Segundo ele, o fluxo de capital para a China deve continuar, beneficiando o Brasil indiretamente. Para a América Latina, o BofA acredita que o calendário de eleições presidenciais em quatro países - Chile, Colômbia, Peru e Brasil - permite prever uma tendência de guinada à direita na região.

Para Beker, há possibilidade de mais cortes de juros do que o mercado precifica no México, Colômbia e Brasil. "O México enfrenta riscos relacionados à renegociação do USMCA, especialmente com uma possível pressão de Trump, já na Argentina o cenário é otimista após as eleições do Congresso, que permitem ao governo avançar com reformas estruturais", afirmou.
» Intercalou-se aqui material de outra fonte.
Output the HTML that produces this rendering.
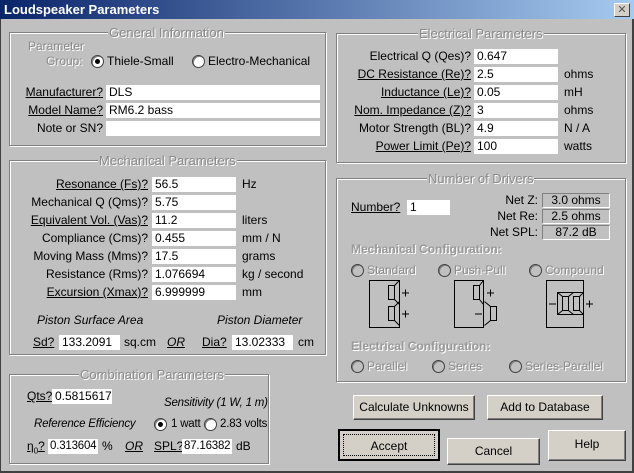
<!DOCTYPE html>
<html><head><meta charset="utf-8"><style>
*{margin:0;padding:0;box-sizing:border-box}
body{width:634px;height:473px;background:#c0c0c0;position:relative;overflow:hidden;font:12px "Liberation Sans",Arial,sans-serif;color:#000}
.a{position:absolute;white-space:nowrap;line-height:15px}
.tb{position:absolute;left:0;top:0;width:634px;height:19px;background:linear-gradient(90deg,#0a246a,#a6caf0);color:#fff;font-weight:bold;font-size:13px;line-height:19px;padding-left:4px}
.x{position:absolute;left:614px;top:3px;width:16px;height:14px;background:#d4d0c8;border:1px solid;border-color:#fff #404040 #404040 #fff;font-size:11px;line-height:12px;text-align:center;color:#555}
.g{position:absolute;border:1px solid #808080;box-shadow:inset 1px 1px 0 #fff,1px 1px 0 #fff}
.gt{position:absolute;background:#c0c0c0;color:#8a8a8a;text-shadow:1px 1px 0 #fff;line-height:14px;padding:0 1px;white-space:nowrap}
.dis{color:#8a8a8a;text-shadow:1px 1px 0 #fff}
.in{position:absolute;background:#fff;height:15px;line-height:15px;padding-left:3px;overflow:hidden;white-space:nowrap}
.sm{font-size:11.5px;letter-spacing:-0.2px;padding-left:2px}
.r{text-align:right}
u{text-decoration:underline}
.rd{position:absolute;width:13px;height:13px;border-radius:50%;background:#fff;border:1px solid #404040;box-shadow:inset 1px 1px 0 #808080}
.rd.on::after{content:"";position:absolute;left:3px;top:3px;width:5px;height:5px;border-radius:50%;background:#000}
.rd.d{background:#c0c0c0}
.bt{position:absolute;background:#d4d0c8;border:1px solid;border-color:#fff #404040 #404040 #fff;box-shadow:inset -1px -1px 0 #808080;text-align:center}
.nb{position:absolute;border:1px solid;border-color:#808080 #fff #fff #808080;text-align:center;line-height:13px;height:15px;width:68px;left:542px}
</style></head><body>
<div class="tb">Loudspeaker Parameters</div><div class="x">✕</div>
<div style="position:absolute;left:0;top:19px;width:1px;height:454px;background:#404040"></div>
<div style="position:absolute;left:632px;top:19px;width:2px;height:454px;background:#404040"></div>
<div style="position:absolute;left:0;top:471px;width:634px;height:2px;background:#404040"></div>

<!-- General -->
<div class="g" style="left:9px;top:32px;width:317px;height:114px"></div>
<div class="gt" style="left:108px;top:26px;font-size:13px">General Information</div>
<div class="a dis" style="left:28px;top:39px">Parameter</div>
<div class="a dis" style="left:46px;top:54px">Group:</div>
<div class="rd on" style="left:91px;top:55px"></div><div class="a" style="left:107px;top:54px">Thiele-Small</div>
<div class="rd" style="left:192px;top:55px"></div><div class="a" style="left:208px;top:54px">Electro-Mechanical</div>
<div class="a r" style="left:0;width:103px;top:85px"><u>Manufacturer?</u></div><div class="in" style="left:106px;top:85px;width:214px">DLS</div>
<div class="a r" style="left:0;width:103px;top:103px"><u>Model Name?</u></div><div class="in" style="left:106px;top:103px;width:214px">RM6.2 bass</div>
<div class="a r" style="left:0;width:103px;top:121px">Note or SN?</div><div class="in" style="left:106px;top:121px;width:214px"></div>

<!-- Mechanical -->
<div class="g" style="left:9px;top:160px;width:317px;height:195px"></div>
<div class="gt" style="left:98px;top:154px;font-size:13px">Mechanical Parameters</div>
<div class="a r" style="left:0;width:148px;top:177px"><u>Resonance (Fs)?</u></div><div class="in" style="left:152px;top:177px;width:84px">56.5</div><div class="a" style="left:242px;top:177px">Hz</div>
<div class="a r" style="left:0;width:148px;top:195px">Mechanical Q (Qms)?</div><div class="in" style="left:152px;top:195px;width:84px">5.75</div>
<div class="a r" style="left:0;width:148px;top:213px"><u>Equivalent Vol. (Vas)?</u></div><div class="in" style="left:152px;top:213px;width:84px">11.2</div><div class="a" style="left:242px;top:213px">liters</div>
<div class="a r" style="left:0;width:148px;top:231px">Compliance (Cms)?</div><div class="in" style="left:152px;top:231px;width:84px">0.455</div><div class="a" style="left:242px;top:231px">mm / N</div>
<div class="a r" style="left:0;width:148px;top:249px">Moving Mass (Mms)?</div><div class="in" style="left:152px;top:249px;width:84px">17.5</div><div class="a" style="left:242px;top:249px">grams</div>
<div class="a r" style="left:0;width:148px;top:267px">Resistance (Rms)?</div><div class="in" style="left:152px;top:267px;width:84px">1.076694</div><div class="a" style="left:242px;top:267px">kg / second</div>
<div class="a r" style="left:0;width:148px;top:285px"><u>Excursion (Xmax)?</u></div><div class="in" style="left:152px;top:285px;width:84px">6.999999</div><div class="a" style="left:242px;top:285px">mm</div>
<div class="a" style="left:37px;top:313px;font-style:italic">Piston Surface Area</div>
<div class="a" style="left:217px;top:313px;font-style:italic">Piston Diameter</div>
<div class="a" style="left:33px;top:335px"><u>Sd?</u></div><div class="in" style="left:59px;top:335px;width:61px">133.2091</div><div class="a" style="left:124px;top:335px">sq.cm</div>
<div class="a" style="left:167px;top:335px;font-style:italic"><u>OR</u></div>
<div class="a" style="left:202px;top:335px"><u>Dia?</u></div><div class="in" style="left:232px;top:335px;width:61px">13.02333</div><div class="a" style="left:298px;top:335px">cm</div>

<!-- Combination -->
<div class="g" style="left:9px;top:374px;width:260px;height:90px"></div>
<div class="gt" style="left:79px;top:368px;font-size:13px">Combination Parameters</div>
<div class="a" style="left:27px;top:389px"><u>Qts?</u></div><div class="in" style="left:52px;top:389px;width:60px">0.5815617</div>
<div class="a" style="left:164px;top:396px;font-style:italic;font-size:11.5px;letter-spacing:-0.2px">Sensitivity (1 W, 1 m)</div>
<div class="a" style="left:34px;top:417px;font-style:italic;font-size:11.5px;letter-spacing:-0.2px">Reference Efficiency</div>
<div class="rd on" style="left:154px;top:418px"></div><div class="a sm" style="left:169px;top:417px">1 watt</div>
<div class="rd" style="left:204px;top:418px"></div><div class="a sm" style="left:218px;top:417px">2.83 volts</div>
<div class="a" style="left:27px;top:439px"><u>η<sub style="font-size:8px">0</sub>?</u></div><div class="in sm" style="left:48px;top:439px;width:50px">0.313604</div><div class="a" style="left:102px;top:439px">%</div>
<div class="a" style="left:125px;top:439px;font-style:italic"><u>OR</u></div>
<div class="a" style="left:154px;top:439px"><u>SPL?</u></div><div class="in sm" style="left:182px;top:439px;width:50px">87.16382</div><div class="a" style="left:236px;top:439px">dB</div>

<!-- Electrical -->
<div class="g" style="left:336px;top:33px;width:290px;height:130px"></div>
<div class="gt" style="left:418px;top:27px;font-size:13px">Electrical Parameters</div>
<div class="a r" style="left:330px;width:141px;top:49px">Electrical Q (Qes)?</div><div class="in" style="left:474px;top:49px;width:84px">0.647</div>
<div class="a r" style="left:330px;width:141px;top:67px"><u>DC Resistance (Re)?</u></div><div class="in" style="left:474px;top:67px;width:84px">2.5</div><div class="a" style="left:564px;top:67px">ohms</div>
<div class="a r" style="left:330px;width:141px;top:85px"><u>Inductance (Le)?</u></div><div class="in" style="left:474px;top:85px;width:84px">0.05</div><div class="a" style="left:564px;top:85px">mH</div>
<div class="a r" style="left:330px;width:141px;top:103px"><u>Nom. Impedance (Z)?</u></div><div class="in" style="left:474px;top:103px;width:84px">3</div><div class="a" style="left:564px;top:103px">ohms</div>
<div class="a r" style="left:330px;width:141px;top:121px">Motor Strength (BL)?</div><div class="in" style="left:474px;top:121px;width:84px">4.9</div><div class="a" style="left:564px;top:121px">N / A</div>
<div class="a r" style="left:330px;width:141px;top:139px"><u>Power Limit (Pe)?</u></div><div class="in" style="left:474px;top:139px;width:84px">100</div><div class="a" style="left:564px;top:139px">watts</div>

<!-- Drivers -->
<div class="g" style="left:336px;top:178px;width:290px;height:204px"></div>
<div class="gt" style="left:427px;top:172px;font-size:13px">Number of Drivers</div>
<div class="a" style="left:351px;top:200px"><u>Number?</u></div><div class="in" style="left:407px;top:200px;width:43px">1</div>
<div class="a r" style="left:480px;width:58px;top:193px">Net Z:</div><div class="nb" style="top:193px">3.0 ohms</div>
<div class="a r" style="left:480px;width:58px;top:209px">Net Re:</div><div class="nb" style="top:209px">2.5 ohms</div>
<div class="a r" style="left:480px;width:58px;top:225px">Net SPL:</div><div class="nb" style="top:225px">87.2 dB</div>
<div class="a dis" style="left:351px;top:242px;font-weight:bold;color:#999">Mechanical Configuration:</div>
<div class="rd d" style="left:351px;top:264px"></div><div class="a dis" style="left:367px;top:263px">Standard</div>
<div class="rd d" style="left:438px;top:264px"></div><div class="a dis" style="left:454px;top:263px">Push-Pull</div>
<div class="rd d" style="left:529px;top:264px"></div><div class="a dis" style="left:545px;top:263px">Compound</div>
<svg style="position:absolute;left:0;top:0" width="634" height="473" fill="none" stroke="#000" stroke-width="1">
<rect x="369.5" y="280.5" width="30" height="47"/>
<rect x="388.5" y="285.5" width="6" height="14"/><path d="M394.5 285.5l5-5M394.5 299.5l5 5"/>
<rect x="388.5" y="306.5" width="6" height="14"/><path d="M394.5 306.5l5-5M394.5 320.5l5 5"/>
<path d="M402 293h7M405.5 289.5v7M402 314h7M405.5 310.5v7"/>
<rect x="454.5" y="280.5" width="29" height="47"/>
<rect x="473.5" y="285.5" width="6" height="14"/><path d="M479.5 285.5l4-5M479.5 299.5l4 5"/>
<rect x="490.5" y="306.5" width="6" height="14"/><path d="M490.5 306.5l-6-5M490.5 320.5l-6 5"/>
<path d="M487 293h7M490.5 289.5v7M475 314h7"/>
<rect x="546.5" y="280.5" width="37" height="47"/>
<rect x="557.5" y="292.5" width="26" height="22"/>
<rect x="562.5" y="296.5" width="6" height="14"/><rect x="573.5" y="296.5" width="6" height="14"/>
<path d="M557.5 292.5l5 4M557.5 314.5l5-4M568.5 296.5l5-4M568.5 310.5l5 4M579.5 296.5l4-4M579.5 310.5l4 4"/>
<path d="M549 304h7M586 304h7M589.5 300.5v7"/>
</svg>
<div class="a dis" style="left:351px;top:339px;font-weight:bold;color:#999">Electrical Configuration:</div>
<div class="rd d" style="left:351px;top:360px"></div><div class="a dis" style="left:367px;top:359px">Parallel</div>
<div class="rd d" style="left:432px;top:360px"></div><div class="a dis" style="left:448px;top:359px">Series</div>
<div class="rd d" style="left:509px;top:360px"></div><div class="a dis" style="left:525px;top:359px">Series-Parallel</div>

<div class="bt" style="left:353px;top:395px;width:122px;height:25px;line-height:23px">Calculate Unknowns</div>
<div class="bt" style="left:487px;top:395px;width:116px;height:25px;line-height:23px">Add to Database</div>
<div class="bt" style="left:338px;top:429px;width:102px;height:32px;line-height:30px;border:2px solid #000;box-shadow:none"><div style="position:absolute;left:3px;top:3px;right:3px;bottom:3px;border:1px dotted #000"></div>Accept</div>
<div class="bt" style="left:447px;top:438px;width:93px;height:27px;line-height:25px">Cancel</div>
<div class="bt" style="left:548px;top:430px;width:78px;height:31px;line-height:27px">Help</div>
</body></html>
Já em relação aos Estados Unidos, o BofA também mantém uma previsão mais otimista que a do mercado. Para Beker, a economia dos EUA deve manter o crescimento em 2026, o que limita o raio de ação do Federal Reserve, o BC americano.

“A visão atual é de que não haverá novo corte na próxima reunião do Fed, com possíveis cortes apenas no segundo semestre, dependendo dos dados”, disse. “Há espaço limitado para cortes de juros.”

O dilema do Fed, porém, reflete uma tendência entre os bancos centrais em todo o mundo. “O processo de desinflação pode estar se acomodando, e o principal ciclo de cortes de juros pode já ter ocorrido”, advertiu.